--- RECORDED DATA ---
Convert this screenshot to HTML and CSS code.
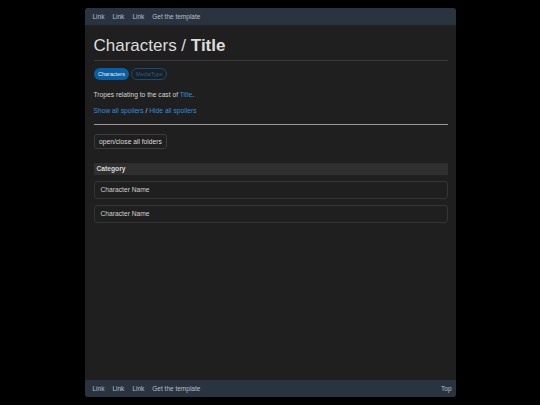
FILE: index.html
```html
<!DOCTYPE html>
<html lang="en">
<head>
<meta charset="utf-8">
<title>Characters / Title</title>
<link rel="stylesheet" href="styles.css">
</head>
<body>
<div class="page">
  <nav class="nav">
    <a class="nav-link" href="#">Link</a>
    <a class="nav-link" href="#">Link</a>
    <a class="nav-link" href="#">Link</a>
    <a class="nav-link" href="#">Get the template</a>
  </nav>
  <main class="main">
    <h1 class="title">Characters / <strong>Title</strong></h1>
    <div class="badges">
      <span class="badge badge-fill">Characters</span>
      <span class="badge badge-outline">MediaType</span>
    </div>
    <p class="text">Tropes relating to the cast of <a class="link" href="#">Title</a>.</p>
    <p class="text"><a class="link" href="#">Show all spoilers</a> / <a class="link" href="#">Hide all spoilers</a></p>
    <hr class="rule">
    <button class="btn" type="button">open/close all folders</button>
    <div class="category">Category</div>
    <div class="folder">Character Name</div>
    <div class="folder">Character Name</div>
  </main>
  <nav class="nav footer">
    <a class="nav-link" href="#">Link</a>
    <a class="nav-link" href="#">Link</a>
    <a class="nav-link" href="#">Link</a>
    <a class="nav-link" href="#">Get the template</a>
    <a class="nav-link top" href="#">Top</a>
  </nav>
</div>
</body>
</html>
```

FILE: styles.css
```css
html, body {
  margin: 0;
  padding: 0;
  background: #000;
}
body {
  padding: 8px 0;
  font-family: "Liberation Sans", Arial, sans-serif;
  color: #d4d4d4;
  font-size: 6.7px;
  line-height: 10px;
}
.page {
  width: 371px;
  margin: 0 auto;
  min-height: 389px;
  display: flex;
  flex-direction: column;
  background: #1f1f1f;
  border-radius: 3px;
  overflow: hidden;
}
.nav {
  height: 17px;
  flex: none;
  display: flex;
  align-items: center;
  padding: 0 4px;
  background: #2a3441;
  font-size: 6.5px;
}
.nav-link {
  color: #b9bfc7;
  text-decoration: none;
  padding: 0 4px;
}
.nav-link.top {
  margin-left: auto;
  padding-right: 0;
}
.main {
  flex: 1;
  padding: 0 8px 0 9px;
}
.title {
  margin: 11px 0 0;
  font-size: 17px;
  line-height: 20.4px;
  font-weight: normal;
  color: #dcdcdc;
  padding-bottom: 3.5px;
  border-bottom: 1px solid #3a3a3a;
}
.title strong {
  font-weight: bold;
}
.badges {
  display: flex;
  gap: 2px;
  margin-top: 7px;
}
.badge {
  display: inline-flex;
  align-items: center;
  height: 12px;
  box-sizing: border-box;
  padding: 0 4.5px;
  border-radius: 6px;
  font-size: 5.5px;
}
.badge-fill {
  background: #0a5fa3;
  color: #e6edf4;
}
.badge-outline {
  border: 1px solid #0b4d85;
  color: #1c5f97;
  padding: 0 3.5px;
}
.text {
  margin: 10px 0 6.5px;
}
.text + .text {
  margin-top: 0;
}
.link {
  color: #2f8fdc;
  text-decoration: none;
}
.rule {
  margin: 8px 0 9px;
  border: 0;
  border-top: 1px solid #9a9a9a;
  height: 0;
}
.btn {
  display: block;
  height: 15px;
  padding: 0 4.5px;
  background: #1f1f1f;
  color: #dcdcdc;
  border: 1px solid #3b3b3b;
  border-radius: 3px;
  font-family: inherit;
  font-size: 6.7px;
  line-height: 13px;
}
.category {
  margin-top: 14px;
  height: 12px;
  line-height: 12px;
  padding: 0 3px;
  background: #2f2f2f;
  font-weight: bold;
  color: #d8d8d8;
}
.folder {
  margin-top: 6px;
  height: 18px;
  box-sizing: border-box;
  line-height: 16px;
  padding: 0 6px;
  border: 1px solid #353535;
  border-radius: 3px;
  color: #d0d0d0;
}
```
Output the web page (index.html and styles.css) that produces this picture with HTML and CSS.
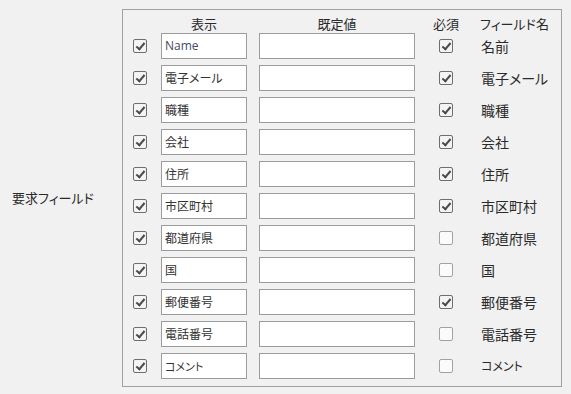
FILE: index.html
```html
<!DOCTYPE html>
<html>
<head>
    <title>要求フィールド</title>
    <link rel="stylesheet" href="styles.css">
</head>
<body>
    <div class="page">
        <div class="side-label">要求フィールド</div>

        <div class="group">
            <div class="row head">
                <div class="c-show"></div>
                <div class="c-disp">表示</div>
                <div class="c-def">既定値</div>
                <div class="c-req">必須</div>
                <div class="c-name">フィールド名</div>
            </div>

            <div class="row">
                <div class="c-show"><span class="cb on"></span></div>
                <div class="c-disp"><div class="input latin">Name</div></div>
                <div class="c-def"><div class="input"></div></div>
                <div class="c-req"><span class="cb on"></span></div>
                <div class="c-name">名前</div>
            </div>
            <div class="row">
                <div class="c-show"><span class="cb on"></span></div>
                <div class="c-disp"><div class="input">電子メール</div></div>
                <div class="c-def"><div class="input"></div></div>
                <div class="c-req"><span class="cb on"></span></div>
                <div class="c-name">電子メール</div>
            </div>
            <div class="row">
                <div class="c-show"><span class="cb on"></span></div>
                <div class="c-disp"><div class="input">職種</div></div>
                <div class="c-def"><div class="input"></div></div>
                <div class="c-req"><span class="cb on"></span></div>
                <div class="c-name">職種</div>
            </div>
            <div class="row">
                <div class="c-show"><span class="cb on"></span></div>
                <div class="c-disp"><div class="input">会社</div></div>
                <div class="c-def"><div class="input"></div></div>
                <div class="c-req"><span class="cb on"></span></div>
                <div class="c-name">会社</div>
            </div>
            <div class="row">
                <div class="c-show"><span class="cb on"></span></div>
                <div class="c-disp"><div class="input">住所</div></div>
                <div class="c-def"><div class="input"></div></div>
                <div class="c-req"><span class="cb on"></span></div>
                <div class="c-name">住所</div>
            </div>
            <div class="row">
                <div class="c-show"><span class="cb on"></span></div>
                <div class="c-disp"><div class="input">市区町村</div></div>
                <div class="c-def"><div class="input"></div></div>
                <div class="c-req"><span class="cb on"></span></div>
                <div class="c-name">市区町村</div>
            </div>
            <div class="row">
                <div class="c-show"><span class="cb on"></span></div>
                <div class="c-disp"><div class="input">都道府県</div></div>
                <div class="c-def"><div class="input"></div></div>
                <div class="c-req"><span class="cb"></span></div>
                <div class="c-name">都道府県</div>
            </div>
            <div class="row">
                <div class="c-show"><span class="cb on"></span></div>
                <div class="c-disp"><div class="input">国</div></div>
                <div class="c-def"><div class="input"></div></div>
                <div class="c-req"><span class="cb"></span></div>
                <div class="c-name">国</div>
            </div>
            <div class="row">
                <div class="c-show"><span class="cb on"></span></div>
                <div class="c-disp"><div class="input">郵便番号</div></div>
                <div class="c-def"><div class="input"></div></div>
                <div class="c-req"><span class="cb on"></span></div>
                <div class="c-name">郵便番号</div>
            </div>
            <div class="row">
                <div class="c-show"><span class="cb on"></span></div>
                <div class="c-disp"><div class="input">電話番号</div></div>
                <div class="c-def"><div class="input"></div></div>
                <div class="c-req"><span class="cb"></span></div>
                <div class="c-name">電話番号</div>
            </div>
            <div class="row">
                <div class="c-show"><span class="cb on"></span></div>
                <div class="c-disp"><div class="input small">コメント</div></div>
                <div class="c-def"><div class="input"></div></div>
                <div class="c-req"><span class="cb"></span></div>
                <div class="c-name small">コメント</div>
            </div>
        </div>
    </div>
</body>
</html>
```

FILE: styles.css
```css
body {
    margin: 0;
    background: #f1f1f1;
    font-family: "Noto Sans CJK JP", "Noto Sans", sans-serif;
    font-feature-settings: "palt";
    color: #2a2a2a;
}

.page {
    display: flex;
    align-items: center;
    padding: 9px 0 0 12px;
}

.side-label {
    width: 110px;
    font-size: 13px;
    line-height: 17px;
    margin-top: -1px;
}

.group {
    width: 428px;
    height: 376px;
    border: 1px solid #a0a0a0;
    padding-left: 10px;
}

.row {
    display: flex;
    align-items: center;
    height: 26px;
    margin-top: 6px;
}

.row.head {
    margin-top: 0;
    height: 19px;
    padding-top: 4px;
    font-size: 13px;
    line-height: 17px;
    white-space: nowrap;
}

.head + .row {
    margin-top: 0;
}

.c-show {
    width: 28px;
    display: flex;
    align-items: center;
}

.c-disp {
    width: 98px;
}

.c-def {
    width: 180px;
}

.c-req {
    width: 42px;
    display: flex;
    align-items: center;
}

.c-name {
    font-size: 14px;
    line-height: 18px;
}

.head .c-disp {
    width: 86px;
    margin-right: 12px;
    text-align: center;
}

.head .c-def {
    width: 156px;
    margin-right: 24px;
    text-align: center;
}

.head .c-req {
    display: block;
    width: 42px;
    margin-left: -14px;
    margin-right: 14px;
    text-align: center;
}

.head .c-name {
    font-size: 13px;
    margin-left: -1px;
}

.input {
    height: 26px;
    box-sizing: border-box;
    border: 1px solid #9c9c9c;
    background: #fff;
    padding: 0 3px;
    font-size: 12px;
    line-height: 24px;
    color: #333;
    white-space: nowrap;
    overflow: hidden;
}

.c-disp .input {
    width: 86px;
}

.c-def .input {
    width: 156px;
}

.input.latin {
    color: #434a68;
    font-family: "Open Sans", "Noto Sans", sans-serif;
}

.input.small {
    font-size: 11px;
}

.c-name.small {
    font-size: 12px;
}

.cb {
    display: block;
    width: 12px;
    height: 12px;
    border: 1px solid #a2a2a2;
    border-radius: 2px;
    background: #fbfbfb;
    position: relative;
}

.cb.on {
    border-color: #6e6e6e;
    background: #f4f4f4;
}

.cb.on::after {
    content: "";
    position: absolute;
    left: 4px;
    top: 1px;
    width: 3px;
    height: 7px;
    border: solid #4a4a4a;
    border-width: 0 2px 2px 0;
    transform: rotate(40deg);
}
```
---
Figure out how many lines above include the string "styles", then report that number and nothing else.

5